The members of the band changed over the years. Early players included fiddler John Joe Lynch and his sister Brigid McGrath on concertina, Jim Mulqueeney and Austin Tierney on fiddle, and Jim McCormack on flute. For bigger events, local musicians such as Jimmy Leyden (drums) and Pat Madigan (bass) and McCormack augmented the band.

PJ Lynch started re-organising the band in 1953, and they won three "All-Ireland Fleadh Cheoil" titles in a row, in 1954, 1955 and 1956. Thereafter they became extremely busy on the céilí circuit, travelling and playing all over the country. The busy schedule forced PJ Lynch to step back, and his place as manager of the band was taken over by Kitty Lennane, who also played piano in the band. She retained this position for 40 years.

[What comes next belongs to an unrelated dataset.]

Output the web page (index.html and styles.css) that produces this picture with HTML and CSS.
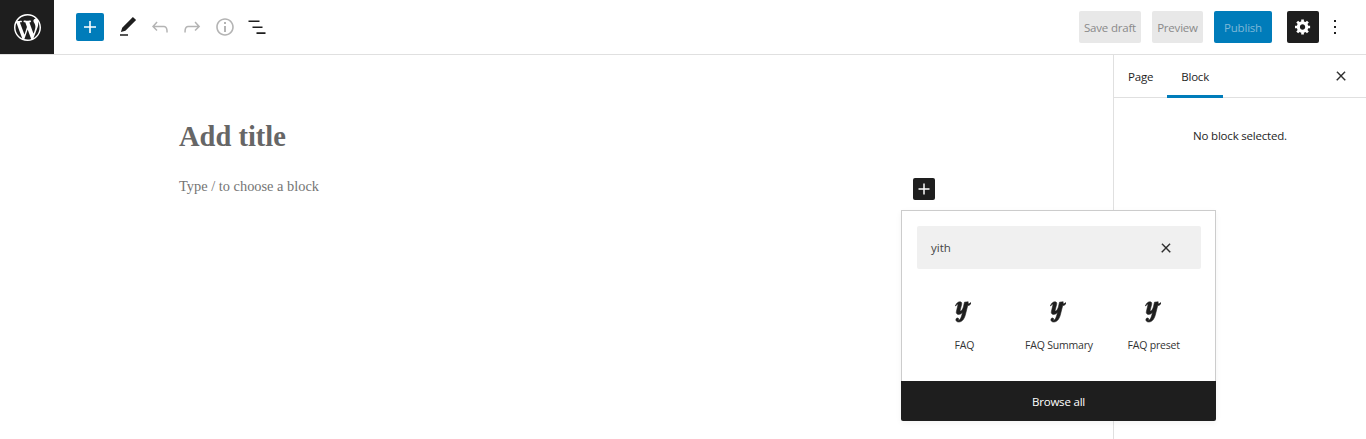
FILE: index.html
```html
<!DOCTYPE html>
<html lang="en">
<head>
    <meta charset="UTF-8">
    <title>Add title</title>
    <link rel="stylesheet" href="styles.css">
</head>
<body>
    <header class="topbar">
        <div class="logo">
            <svg width="27" height="27" viewBox="0 0 20 20"><path fill="#fff" d="M20 10c0-5.51-4.49-10-10-10C4.48 0 0 4.49 0 10c0 5.52 4.48 10 10 10 5.51 0 10-4.48 10-10zM7.78 15.37L4.37 6.22c.55-.02 1.17-.08 1.17-.08.5-.06.44-1.13-.06-1.11 0 0-1.45.11-2.37.11-.18 0-.37 0-.58-.01C4.12 2.69 6.87 1.11 10 1.11c2.33 0 4.45.87 6.05 2.34-.68-.11-1.65.39-1.65 1.58 0 .74.45 1.36.9 2.1.35.61.55 1.36.55 2.46 0 1.49-1.4 5-1.4 5l-3.03-8.37c.54-.02.82-.17.82-.17.5-.05.44-1.25-.06-1.22 0 0-1.44.12-2.38.12-.87 0-2.33-.12-2.33-.12-.5-.03-.56 1.2-.06 1.22l.92.08 1.26 3.41zM17.41 10c.24-.64.74-1.87.43-4.25.7 1.29 1.05 2.71 1.05 4.25 0 3.29-1.73 6.24-4.4 7.78.97-2.59 1.94-5.2 2.92-7.78zM6.1 18.09C3.12 16.65 1.11 13.53 1.11 10c0-1.3.23-2.48.72-3.59C3.25 10.3 4.67 14.2 6.1 18.09zm4.03-6.63l2.58 6.98c-.86.29-1.76.45-2.71.45-.79 0-1.57-.11-2.29-.33.81-2.38 1.62-4.74 2.42-7.1z"/></svg>
        </div>
        <div class="tools">
            <button class="add-btn">
                <svg width="24" height="24" viewBox="0 0 24 24"><path fill="#fff" d="M18 11.200h-5.200V6h-1.600v5.200H6v1.600h5.200V18h1.600v-5.200H18z"/></svg>
            </button>
            <button class="tool-btn">
                <svg width="24" height="24" viewBox="0 0 24 24"><path fill="#1e1e1e" d="M20.100 5.100L16.900 2 6.200 12.700l-1.300 4.400 4.500-1.300L20.100 5.100zM4 20.800h8v-1.500H4v1.500z"/></svg>
            </button>
            <button class="tool-btn">
                <svg width="24" height="24" viewBox="0 0 24 24"><path fill="#b4b4b4" d="M18.300 11.700c-.6-.6-1.400-.9-2.300-.9H6.700l2.900-3.300-1.100-1-4.500 5L8.500 16l1-1-2.700-2.700H16c.5 0 .9.2 1.300.5 1 1 1 3.400 1 4.500v.3h1.500v-.2c0-1.500 0-4.300-1.500-5.700z"/></svg>
            </button>
            <button class="tool-btn">
                <svg width="24" height="24" viewBox="0 0 24 24"><path fill="#b4b4b4" d="M15.600 6.500l-1.100 1 2.900 3.300H8c-.9 0-1.700.3-2.300.9-1.400 1.500-1.400 4.200-1.400 5.600v.2h1.500v-.3c0-1.100 0-3.500 1-4.500.3-.3.7-.5 1.300-.5h9.200L14.500 15l1.100 1.100 4.600-4.600-4.600-5z"/></svg>
            </button>
            <button class="tool-btn info">
                <svg width="24" height="24" viewBox="0 0 24 24"><path fill="#b4b4b4" d="M12 3.200c-4.800 0-8.800 3.900-8.800 8.800 0 4.800 3.900 8.800 8.800 8.800 4.800 0 8.800-3.900 8.800-8.800 0-4.800-4-8.800-8.800-8.800zm0 16c-4 0-7.200-3.300-7.200-7.200C4.800 8 8 4.800 12 4.800s7.200 3.300 7.200 7.200c0 4-3.200 7.200-7.200 7.200zM11 17h2v-6h-2v6zm0-8h2V7h-2v2z"/></svg>
            </button>
            <button class="tool-btn">
                <svg width="24" height="24" viewBox="0 0 24 24"><path fill="#1e1e1e" d="M4 5.500h11v1.600H4zM8 11.500h10v1.600H8zM12 17.300h9v1.600h-9z" transform="translate(-.5 0)"/></svg>
            </button>
        </div>
        <div class="actions">
            <button class="ghost-btn save">Save draft</button>
            <button class="ghost-btn preview">Preview</button>
            <button class="publish">Publish</button>
            <button class="settings">
                <svg width="16" height="16" viewBox="1 1.500 18 18"><path fill="#fff" d="M18 12h-2.180c-.17.7-.44 1.350-.81 1.930l1.540 1.540-2.100 2.100-1.540-1.540c-.58.36-1.230.63-1.910.79V19H8v-2.180c-.68-.16-1.330-.43-1.910-.79l-1.540 1.540-2.120-2.120 1.540-1.540c-.36-.58-.63-1.230-.79-1.910H1V9.030h2.170c.16-.7.44-1.350.8-1.940L2.430 5.550l2.100-2.100 1.540 1.540c.58-.37 1.240-.64 1.930-.81V2h3v2.180c.68.16 1.330.43 1.910.79l1.540-1.540 2.120 2.120-1.540 1.540c.36.59.64 1.240.8 1.940H18V12zm-8.500 1.500c1.660 0 3-1.340 3-3s-1.340-3-3-3-3 1.340-3 3 1.340 3 3 3z"/></svg>
            </button>
            <button class="more">
                <svg width="24" height="24" viewBox="0 0 24 24"><path fill="#1e1e1e" d="M13 19h-2v-2h2v2zm0-6h-2v-2h2v2zm0-6h-2V5h2v2z"/></svg>
            </button>
        </div>
    </header>

    <div class="workspace">
        <main class="editor">
            <div class="content">
                <h1 class="title">Add title</h1>
                <p class="placeholder">Type / to choose a block</p>
            </div>
            <button class="block-add">
                <svg width="22" height="22" viewBox="0 0 24 24"><path fill="#fff" d="M18 11.200h-5.200V6h-1.600v5.200H6v1.600h5.200V18h1.600v-5.200H18z"/></svg>
            </button>
            <div class="inserter">
                <div class="inserter-top">
                    <div class="search">
                        <span>yith</span>
                        <svg class="close" width="14" height="14" viewBox="0 0 24 24"><path d="M13 11.800l6.100-6.300-1-1-6.100 6.200-6.100-6.200-1 1 6.100 6.300-6.500 6.700 1 1 6.500-6.600 6.500 6.600 1-1z"/></svg>
                    </div>
                    <div class="results">
                        <div class="result">
                            <svg class="yith" width="16" height="22" viewBox="0 0 16 22"><path d="M.5 5C1 2.500 3 .8 5 .8c1.600 0 2 1.200 1.600 2.700L5.200 9c-.2 1 .4 1.400 1.100.8.900-.8 1.700-2.300 2.200-4.300l1-4.300 3.700-.4-.2 1.800c1 .2 2-.2 2.800-1l.2.800c-1 1.600-2 2.200-3.300 2.100L10.800 12c-1 5-3.300 9-7 9-2.300 0-3.300-1.500-2.800-3 .5-1.200 2-1.400 2.600-.4.400.8-.1 1.400-.6 1.800 1.500.2 3-1.900 4-5.900l.4-2c-1.100 1.300-2.400 1.900-3.800 1.900-1.800 0-2.600-1.200-2.200-2.900l1.400-6c.2-1.200-.2-1.500-1-1.100-.5.3-.8.900-.9 1.600z"/></svg>
                            <span class="result-name">FAQ</span>
                        </div>
                        <div class="result">
                            <svg class="yith" width="16" height="22" viewBox="0 0 16 22"><path d="M.5 5C1 2.500 3 .8 5 .8c1.600 0 2 1.200 1.600 2.700L5.200 9c-.2 1 .4 1.400 1.100.8.900-.8 1.700-2.300 2.200-4.300l1-4.300 3.700-.4-.2 1.800c1 .2 2-.2 2.800-1l.2.800c-1 1.600-2 2.200-3.300 2.100L10.800 12c-1 5-3.300 9-7 9-2.300 0-3.300-1.500-2.800-3 .5-1.200 2-1.400 2.600-.4.400.8-.1 1.400-.6 1.800 1.500.2 3-1.900 4-5.900l.4-2c-1.100 1.300-2.400 1.900-3.800 1.900-1.800 0-2.600-1.200-2.200-2.900l1.400-6c.2-1.200-.2-1.500-1-1.100-.5.3-.8.900-.9 1.600z"/></svg>
                            <span class="result-name">FAQ Summary</span>
                        </div>
                        <div class="result">
                            <svg class="yith" width="16" height="22" viewBox="0 0 16 22"><path d="M.5 5C1 2.500 3 .8 5 .8c1.600 0 2 1.200 1.600 2.700L5.200 9c-.2 1 .4 1.400 1.100.8.900-.8 1.700-2.300 2.200-4.300l1-4.300 3.700-.4-.2 1.800c1 .2 2-.2 2.800-1l.2.800c-1 1.600-2 2.200-3.300 2.100L10.800 12c-1 5-3.300 9-7 9-2.300 0-3.300-1.500-2.800-3 .5-1.200 2-1.400 2.600-.4.400.8-.1 1.400-.6 1.800 1.500.2 3-1.900 4-5.900l.4-2c-1.100 1.300-2.400 1.900-3.800 1.900-1.800 0-2.600-1.200-2.200-2.900l1.400-6c.2-1.200-.2-1.500-1-1.100-.5.3-.8.900-.9 1.600z"/></svg>
                            <span class="result-name">FAQ preset</span>
                        </div>
                    </div>
                </div>
                <div class="browse">Browse all</div>
            </div>
        </main>
        <aside class="sidebar">
            <div class="tabs">
                <span class="tab">Page</span>
                <span class="tab active">Block</span>
                <svg class="close tabs-close" width="14" height="14" viewBox="0 0 24 24"><path d="M13 11.800l6.100-6.300-1-1-6.100 6.200-6.100-6.200-1 1 6.100 6.300-6.500 6.700 1 1 6.500-6.600 6.500 6.600 1-1z"/></svg>
            </div>
            <p class="no-block">No block selected.</p>
        </aside>
    </div>
</body>
</html>
```

FILE: styles.css
```css
* {
    box-sizing: border-box;
}

html, body {
    height: 100%;
}

body {
    margin: 0;
    overflow: hidden;
    background-color: #fff;
    color: #1e1e1e;
    font-family: "Open Sans", "Noto Sans", sans-serif;
    font-size: 11.5px;
    letter-spacing: -0.2px;
    display: flex;
    flex-direction: column;
}

button {
    border: none;
    padding: 0;
    background: none;
    font: inherit;
    letter-spacing: inherit;
    display: flex;
    align-items: center;
    justify-content: center;
}

.topbar {
    height: 55px;
    flex: none;
    display: flex;
    align-items: center;
    border-bottom: 1px solid #e0e0e0;
}

.logo {
    width: 54px;
    height: 54px;
    background-color: #1e1e1e;
    display: flex;
    align-items: center;
    justify-content: center;
}

.tools {
    display: flex;
    align-items: center;
    margin-left: 22px;
}

.add-btn {
    width: 28px;
    height: 28px;
    margin-right: 8px;
    background-color: #007cba;
    border-radius: 2px;
}

.tool-btn {
    width: 32px;
    height: 32px;
}

.tool-btn.info {
    margin-left: 1px;
}

.actions {
    margin-left: auto;
    display: flex;
    align-items: center;
    padding-right: 19px;
}

.ghost-btn,
.publish {
    height: 32px;
    border-radius: 2px;
    background-color: #e8e8e8;
    color: #8a8a8a;
}

.save {
    width: 62px;
    margin-right: 11px;
}

.preview {
    width: 51px;
    margin-right: 11px;
}

.publish {
    width: 58px;
    margin-right: 15px;
    background-color: #007cba;
    color: #7db8d8;
}

.settings {
    width: 32px;
    height: 32px;
    margin-right: 4px;
    background-color: #1e1e1e;
    border-radius: 2px;
}

.more {
    width: 24px;
    height: 32px;
}

.workspace {
    flex: 1;
    display: flex;
    min-height: 0;
}

.editor {
    flex: 1;
    position: relative;
}

.content {
    padding: 64px 0 0 179px;
    letter-spacing: 0;
}

.title {
    margin: 0;
    font-family: "Liberation Serif", serif;
    font-size: 28.5px;
    line-height: 36px;
    font-weight: bold;
    color: #666;
}

.placeholder {
    margin: 21px 0 0;
    font-family: "Liberation Serif", serif;
    font-size: 14.4px;
    line-height: 20px;
    color: #757575;
}

.block-add {
    position: absolute;
    left: 913px;
    top: 123px;
    width: 22px;
    height: 22px;
    background-color: #1e1e1e;
    border-radius: 2px;
}

.inserter {
    position: absolute;
    left: 901px;
    top: 155px;
    width: 315px;
    height: 211px;
    display: flex;
    flex-direction: column;
    background-color: #fff;
    box-shadow: 0 2px 6px rgba(0, 0, 0, 0.05);
    border-radius: 2px;
}

.inserter-top {
    flex: 1;
    padding: 15px 14px 15px 15px;
    border: 1px solid #ccc;
    border-bottom: none;
}

.search {
    height: 43px;
    padding: 0 28px 0 14px;
    display: flex;
    align-items: center;
    justify-content: space-between;
    background-color: #f0f0f0;
    border-radius: 2px;
    color: #444;
    letter-spacing: 0;
}

.close {
    fill: #1e1e1e;
    stroke: #1e1e1e;
    stroke-width: 1;
}

.results {
    display: grid;
    grid-template-columns: repeat(3, 1fr);
    padding-top: 32px;
}

.result {
    display: flex;
    flex-direction: column;
    align-items: center;
    font-size: 10.5px;
}

.yith {
    display: block;
    margin-right: 2px;
    fill: #1e1e1e;
    stroke: #1e1e1e;
    stroke-width: 0.6;
}

.result-name {
    margin-top: 14px;
    line-height: 16px;
    color: #333;
}

.browse {
    height: 40px;
    display: flex;
    align-items: center;
    justify-content: center;
    background-color: #1e1e1e;
    color: #fff;
    border-radius: 0 0 2px 2px;
}

.sidebar {
    width: 253px;
    flex: none;
    border-left: 1px solid #e0e0e0;
}

.tabs {
    height: 43px;
    display: flex;
    align-items: center;
    border-bottom: 1px solid #e0e0e0;
}

.tab {
    height: 43px;
    padding: 0 14px;
    display: flex;
    align-items: center;
}

.tab.active {
    box-shadow: inset 0 -3px 0 #007cba;
}

.tabs-close {
    margin-left: auto;
    margin-right: 18px;
}

.no-block {
    margin: 30px 0 0;
    text-align: center;
    line-height: 16px;
}
```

In the 1960s the band played in England regularly to large crowds at halls in Manchester, Birmingham and London. Things quietened during the 70s and 80s however, due to changes in musical taste. In July 1992 the Kilfenora population gathered to pay tribute to the band as they celebrated their 85th anniversary. The event was broadcast live on RTÉ radio. Then in 1993, John Lynch, son of PJ, took over as bandleader with the intention of re-entering the competition for the All-Ireland Fleadh Cheoil. This was achieved spectacularly by the band repeating its 1950s feat of winning the All-Ireland 4 years in a row (1993–6).

== Band members ==
Membership according to the band's website as of 4 July 2021:
- John Lynch - Banjo
- Fintan McMahon - Piano
- Sean Griffin - Drums
- Anne Rynne and Annemarie McCormack - Fiddles
- Sinéad Heagney: Fiddle & Viola
- Eimear Howley: Fiddle, Viola, Banjo & Mandolin
- Anthony Quigney: Flute, Whistle & Piano
- Garry Shannon - Flute and Whistle
- Claire Griffin: Accordion
- Tim Collins: Concertina
- Brian O’Grady on Double Bass
- Sharon Howley: Cello

==Former Players==

- Jimmy Ward

==Guest players==
Over the years the band had many guest players, including Nell Galvin and her son Stephen. That time they played an unnamed reel, that promptly was baptized "Mrs Galvin's" by the Band.

==Discography==
- All-Ireland Champions For Three Consecutive Years (1959)
- Clare Ceili (1971)
- The Kilfenora Ceili Band (1974)
- The Best Of Traditional Irish Music From Ireland’s Number One Céilí Band (1995)
- Set on Stone (1997)
- Live in Lisdoonvarna (2002)
- Century (2009)
- Chapter Eight (2011)
- Now is the Hour (2015)
- Both Sides Now (2019)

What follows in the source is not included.